Saints Marcellin et Pierre, martyrs à Rome
Deux lauriers, un bois qui change de nom, un noyau de catacombes aujourd’hui parmi les plus célèbres au monde. Ce sont là des traces d’une nature désormais disparue, qui résistent dans la tradition écrite, et des pierres qui résistent aux siècles et donnent solidité à cette tradition. Les racines de deux martyrs chrétiens du quatrième siècle, le prêtre Marcellin et l’exorciste Pierre, affleurent ici, des anciens martyrologues et des réseaux souterrains creusés dans le tuf.
Le grand massacre
Nous sommes en l’an 304 et à Rome sévit la grande persécution antichrétienne voulue par Dioclétien. C’est le dernier grand massacre ordonné par l’autorité romaine avant la clémence de Constantin. Le second des quatre édits par lesquels Dioclétien planifie l’anéantissement des chrétiens importe en particulier l’arrestation d’évêques, prêtres, diacres. Nombreux sont justiciés, car les tribunaux ont faculté de prononcer la peine capitale. C’est dans ce contexte que le prêtre Marcellin finit en prison. Comme tant d’autres, le prêtre refuse de renier sa foi, et beaucoup de prisons deviennent de petites communautés de croyants.
Le martyre caché
C’est en prison que Marcellin fait la connaissance de Pierre, un exorciste.
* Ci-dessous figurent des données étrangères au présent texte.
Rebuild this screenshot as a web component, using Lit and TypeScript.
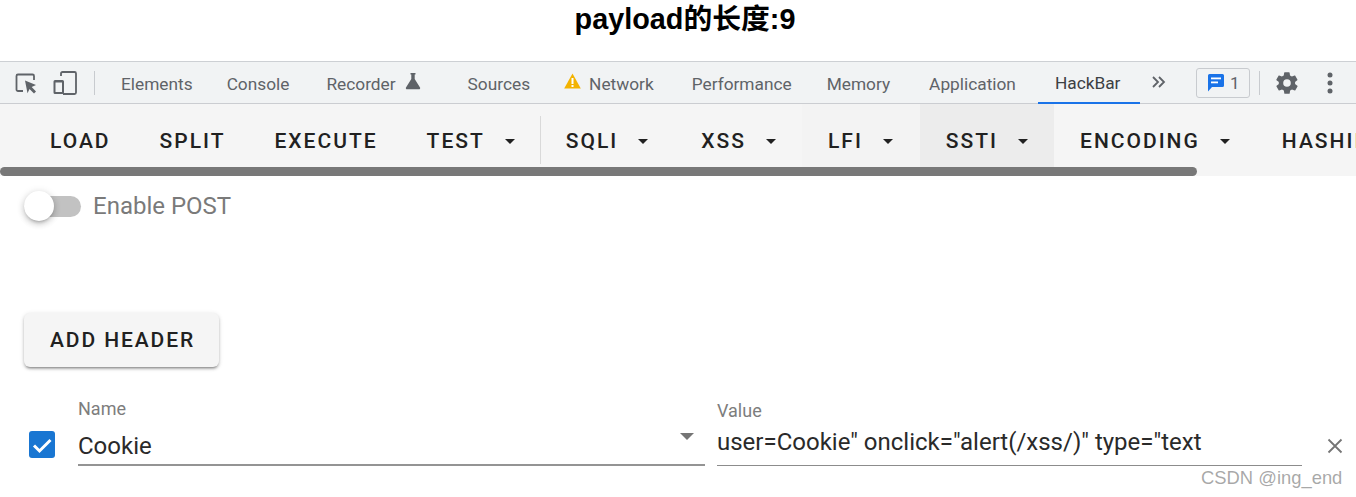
import { LitElement, html, css } from "lit";
import { customElement } from "lit/decorators.js";

const caret = html`<span class="caret"></span>`;

@customElement("app-root")
export class AppRoot extends LitElement {
  static styles = css`
    :host { display: block; width: 1356px; height: 497px; overflow: hidden; position: relative; background: #fff; font-family: Roboto, "Noto Sans", sans-serif; }
    * { box-sizing: border-box; }
    .title { height: 61px; padding: 1px 0 0 14px; text-align: center; font: 700 28.8px/36px "Liberation Sans", "Noto Sans CJK SC", sans-serif; color: #000; }
    .tabs { height: 43px; display: flex; align-items: center; background: #f1f3f4; border-top: 1px solid #cdd0d4; border-bottom: 1px solid #cbcdd1; font-size: 17.3px; color: #5f6368; padding-left: 14px; white-space: nowrap; }
    .tabs svg { display: block; flex: none; }
    .t { display: flex; align-items: center; height: 100%; padding-top: 2px; }
    .sep { width: 1px; height: 24px; background: #c8cbcf; flex: none; }
    .i-cursor { margin-top: 1px; }
    .i-device { margin-left: 15px; }
    .sep1 { margin-left: 17px; }
    .t-el { margin-left: 26px; }
    .t-co { margin-left: 34px; }
    .t-re { margin-left: 37px; }
    .i-flask { margin: -4px 0 0 9px; }
    .t-so { margin-left: 47px; }
    .i-warn { margin: -3px 0 0 34px; }
    .t-ne { margin-left: 8px; }
    .t-pe { margin-left: 38px; }
    .t-me { margin-left: 35px; }
    .t-ap { margin-left: 39px; }
    .i-more { margin: -1px 0 0 11px; }
    .sep2 { margin-left: 9px; }
    .i-gear { margin-left: 14px; }
    .i-dots { margin-left: 27px; }
    .active { height: 100%; padding: 2px 17px 0 17px; margin-left: 22px; width: 102px; border-bottom: 2px solid #1a73e8; margin-bottom: -1px; color: #3c4043; display: flex; align-items: center; flex: none; }
    .badge { width: 54px; height: 30px; margin-left: 29px; border: 1px solid #c8cbcf; border-radius: 3px; display: flex; align-items: center; padding-left: 10px; gap: 5px; color: #5f6368; font-size: 17px; flex: none; }
    .bar { height: 72px; position: relative; overflow: hidden; background: #f5f5f5; display: flex; padding-left: 25px; white-space: nowrap; color: #212121; font-size: 21px; font-weight: 480; letter-spacing: 2px; }
    .b { display: flex; align-items: center; height: 74px; padding: 0 24px 0 25px; flex: none; }
    .b.test { padding-right: 25px; }
    .b.sqli { padding-right: 28px; }
    .b.xss { padding-right: 26px; }
    .b.lfi { background: #f3f3f3; padding: 0 27px 0 26px; }
    .b.ssti { background: #ececec; padding: 0 26px 0 26px; }
    .b.enc { padding: 0 27px 0 26px; }
    .caret { width: 0; height: 0; border-left: 5px solid transparent; border-right: 5px solid transparent; border-top: 5px solid currentColor; margin-left: 20px; flex: none; }
    .vr { width: 1px; height: 48px; margin-top: 12px; background: #d9d9d9; flex: none; }
    .thumb { position: absolute; left: 0; top: 63px; width: 1197px; height: 9px; border-radius: 5px; background: #787878; }
    .sw { display: flex; align-items: center; height: 60px; padding-left: 24px; }
    .track { width: 57px; height: 21px; border-radius: 11px; background: #c2c2c2; position: relative; flex: none; }
    .knob { position: absolute; left: 0; top: -5px; width: 30px; height: 30px; border-radius: 50%; background: #fff; box-shadow: 0 3px 3px -2px rgba(0,0,0,.2), 0 3px 6px 0 rgba(0,0,0,.16), 0 1px 8px 0 rgba(0,0,0,.12); }
    .swl { margin-left: 12px; font-size: 24px; color: #7a7a7a; }
    .add { margin: 77px 0 0 24px; width: 195px; height: 54px; border-radius: 6px; background: #f5f5f5; color: #212121; display: flex; align-items: center; padding-left: 26px; font-size: 21px; font-weight: 480; letter-spacing: 1.9px; box-shadow: 0 3px 2px -2px rgba(0,0,0,.25), 0 2px 3px 0 rgba(0,0,0,.2), 0 1px 5px 0 rgba(0,0,0,.12); }
    .row { display: flex; margin-top: 31px; }
    .ck { width: 26px; height: 27px; margin: 33px 0 0 29px; background: #1976d2; border-radius: 3px; flex: none; display: flex; align-items: center; justify-content: center; }
    .f { position: relative; flex: none; }
    .name { width: 627px; margin-left: 23px; height: 68px; border-bottom: 2px solid #949494; }
    .val { width: 585px; margin-left: 12px; height: 68px; border-bottom: 1px solid #8c8c8c; }
    .lab { font-size: 18px; line-height: 21px; color: #7d7d7d; }
    .name .lab { height: 22px; }
    .val .lab { padding-top: 2px; height: 24px; }
    .txt { font-size: 24px; color: #2a2a2a; line-height: 28px; white-space: nowrap; }
    .name .txt { margin-top: 12px; }
    .val .txt { margin-top: 6px; }
    .arrow { position: absolute; right: 11px; top: 35px; width: 0; height: 0; border-left: 7px solid transparent; border-right: 7px solid transparent; border-top: 7px solid #757575; }
    .x { margin: 40px 0 0 25px; flex: none; }
    .wm { position: absolute; left: 1201px; top: 466px; font: 18.4px/24px "Liberation Sans", sans-serif; color: rgba(110,110,110,.6); }
  `;

  render() {
    return html`
      <div class="title">payload的长度:9</div>
      <div class="tabs">
        <svg class="i-cursor" width="24" height="24" viewBox="0 0 24 24"><path d="M9 20H4a1.500 1.500 0 0 1-1.500-1.500V5A1.500 1.500 0 0 1 4 3.500h14.500A1.500 1.500 0 0 1 20 5v4" fill="none" stroke="#5f6368" stroke-width="1.800"/><path d="M11 9.500 22 14l-4.300 2 4.300 4.500-2 2-4.500-4.500-2 4.300z" fill="#5f6368"/></svg>
        <svg class="i-device" width="24" height="24" viewBox="0 0 24 24"><path d="M8 5V2.500A1.500 1.500 0 0 1 9.500 1h12A1.500 1.500 0 0 1 23 2.500v19a1.500 1.500 0 0 1-1.500 1.500H10" fill="none" stroke="#5f6368" stroke-width="1.800"/><path d="M2 9h7.500A1.500 1.500 0 0 1 11 10.500V21.500A1.500 1.500 0 0 1 9.500 23H2A1.500 1.500 0 0 1 .5 21.500V10.500A1.500 1.500 0 0 1 2 9z" fill="#5f6368"/><rect x="2.500" y="11.500" width="6.500" height="9.500" fill="#f1f3f4"/></svg>
        <span class="sep sep1"></span>
        <span class="t t-el">Elements</span>
        <span class="t t-co">Console</span>
        <span class="t t-re">Recorder</span>
        <svg class="i-flask" width="16" height="18" viewBox="0 0 16 18"><path d="M5.500 1h5v1.500h-.800V7L15 15.500A1.200 1.200 0 0 1 14 17.300H2A1.200 1.200 0 0 1 1 15.500L6.300 7V2.500h-.800z" fill="#5f6368"/></svg>
        <span class="t t-so">Sources</span>
        <svg class="i-warn" width="17" height="16" viewBox="0 0 17 16"><path d="M8.500.5 16.800 15.500H.2z" fill="#f3b300"/><rect x="7.500" y="5" width="2" height="6" fill="#fff"/><rect x="7.500" y="12" width="2" height="2" fill="#fff"/></svg>
        <span class="t t-ne">Network</span>
        <span class="t t-pe">Performance</span>
        <span class="t t-me">Memory</span>
        <span class="t t-ap">Application</span>
        <span class="active">HackBar</span>
        <svg class="i-more" width="16" height="14" viewBox="0 0 16 14"><path d="M2 2l5 5-5 5M8 2l5 5-5 5" fill="none" stroke="#5f6368" stroke-width="1.800"/></svg>
        <div class="badge">
          <svg width="18" height="20" viewBox="0 0 18 20"><path d="M2.500 1h13A1.500 1.500 0 0 1 17 2.500v10a1.500 1.500 0 0 1-1.500 1.500H5l-4 4.500V2.500A1.500 1.500 0 0 1 2.500 1z" fill="#1a73e8"/><rect x="4" y="4.500" width="10" height="1.800" fill="#fff"/><rect x="4" y="8.500" width="7" height="1.800" fill="#fff"/></svg>
          <span>1</span>
        </div>
        <span class="sep sep2"></span>
        <svg class="i-gear" width="26" height="26" viewBox="0 0 24 24"><path fill="#5f6368" d="M19.400 13c.1-.3.100-.7.100-1s0-.7-.1-1l2.100-1.600c.2-.2.200-.4.100-.6l-2-3.500c-.1-.2-.4-.3-.6-.2l-2.500 1c-.5-.4-1.100-.7-1.700-1l-.4-2.600c0-.3-.2-.5-.5-.5h-4c-.3 0-.5.200-.5.500l-.4 2.600c-.6.300-1.200.6-1.700 1l-2.500-1c-.2-.1-.5 0-.6.200l-2 3.500c-.1.200-.1.400.1.600L4.500 11c-.1.300-.1.700-.1 1s0 .7.100 1l-2.100 1.600c-.2.200-.2.400-.1.600l2 3.500c.1.200.4.300.6.200l2.500-1c.5.400 1.100.7 1.700 1l.4 2.600c0 .3.200.5.500.5h4c.3 0 .5-.2.500-.5l.4-2.600c.6-.3 1.200-.6 1.700-1l2.500 1c.2.100.5 0 .6-.2l2-3.500c.1-.2.100-.4-.1-.6zM12 15.500a3.500 3.500 0 1 1 0-7 3.500 3.500 0 0 1 0 7z"/></svg>
        <svg class="i-dots" width="6" height="22" viewBox="0 0 6 22"><circle cx="3" cy="3" r="2.500" fill="#5f6368"/><circle cx="3" cy="11" r="2.500" fill="#5f6368"/><circle cx="3" cy="19" r="2.500" fill="#5f6368"/></svg>
      </div>
      <div class="bar">
        <div class="b">LOAD</div>
        <div class="b">SPLIT</div>
        <div class="b">EXECUTE</div>
        <div class="b test">TEST${caret}</div>
        <div class="vr"></div>
        <div class="b sqli">SQLI${caret}</div>
        <div class="b xss">XSS${caret}</div>
        <div class="b lfi">LFI${caret}</div>
        <div class="b ssti">SSTI${caret}</div>
        <div class="b enc">ENCODING${caret}</div>
        <div class="b">HASHING</div>
        <div class="thumb"></div>
      </div>
      <div class="sw"><div class="track"><div class="knob"></div></div><span class="swl">Enable POST</span></div>
      <div class="add">ADD HEADER</div>
      <div class="row">
        <div class="ck"><svg width="24" height="24" viewBox="0 0 24 24"><path d="M4 12.500l5.500 5.500L20.500 7" fill="none" stroke="#fff" stroke-width="3"/></svg></div>
        <div class="f name"><div class="lab">Name</div><div class="txt">Cookie</div><span class="arrow"></span></div>
        <div class="f val"><div class="lab">Value</div><div class="txt">user=Cookie" onclick="alert(/xss/)" type="text</div></div>
        <svg class="x" width="16" height="16" viewBox="0 0 16 16"><path d="M1.500 1.500l13 13M14.500 1.500l-13 13" stroke="#757575" stroke-width="1.800" fill="none"/></svg>
      </div>
      <div class="wm">CSDN @ing_end</div>
    `;
  }
}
Ensemble ils annoncent le Christ et de nombreuses personnes se convertissent, et demandent le baptême. Les récits hagiographiques, avec des détails plus ou moins légendaires, font état de miracles comme la guérison de la fille de leur geôlier. Pour le juge c’en est évidemment trop, les deux doivent être éliminés. Ici l’histoire devient plus certaine grâce au pape Damase 1er qui la raconte quelque décennie après les faits. Marcellin et Pierre sont torturés, emmenés dans un bois connu comme Forêt Noire, et soumis à l’ultime humiliation cruelle, creuser eux-mêmes leur propre fosse, et enfin ils sont décapités. Selon la loi, justice est faite et le choix du bosquet est une ultime astuce : cacher pour toujours le lieu de leur exécution. Erreur de calcul !
« Piétas » d’une matrone
Une matrone romaine, Lucille, parvient à savoir plus tard le lieu du martyre ; La dame retrouve et fait déplacer les corps de Marcellin et Pierre de la Forêt Noire, qui sera ensuite rebaptisée en l’actuelle Forêt Blanche, dans le cimetière appelé « aux deux lauriers », aujourd’hui sur la via Casilina, peut-être, parce que marqué par la présence de deux lauriers. Le pape Damase compose un poème qu’il fait apposer sur la nouvelle tombe et quand les Goths la détruisent le pape Vigile la restaure, et insère les noms des deux martyrs aussi dans le Canon de la Messe. Il y aura ensuite des translations plus ou moins licites de reliques, mais les églises romaines et les catacombes toutes ouvertes et actives encore aujourd’hui perpétuent la mémoire de deux hommes trop grands pour être effacés par deux tumulus anonymes cachés dans l’épaisseur d’un bosquet.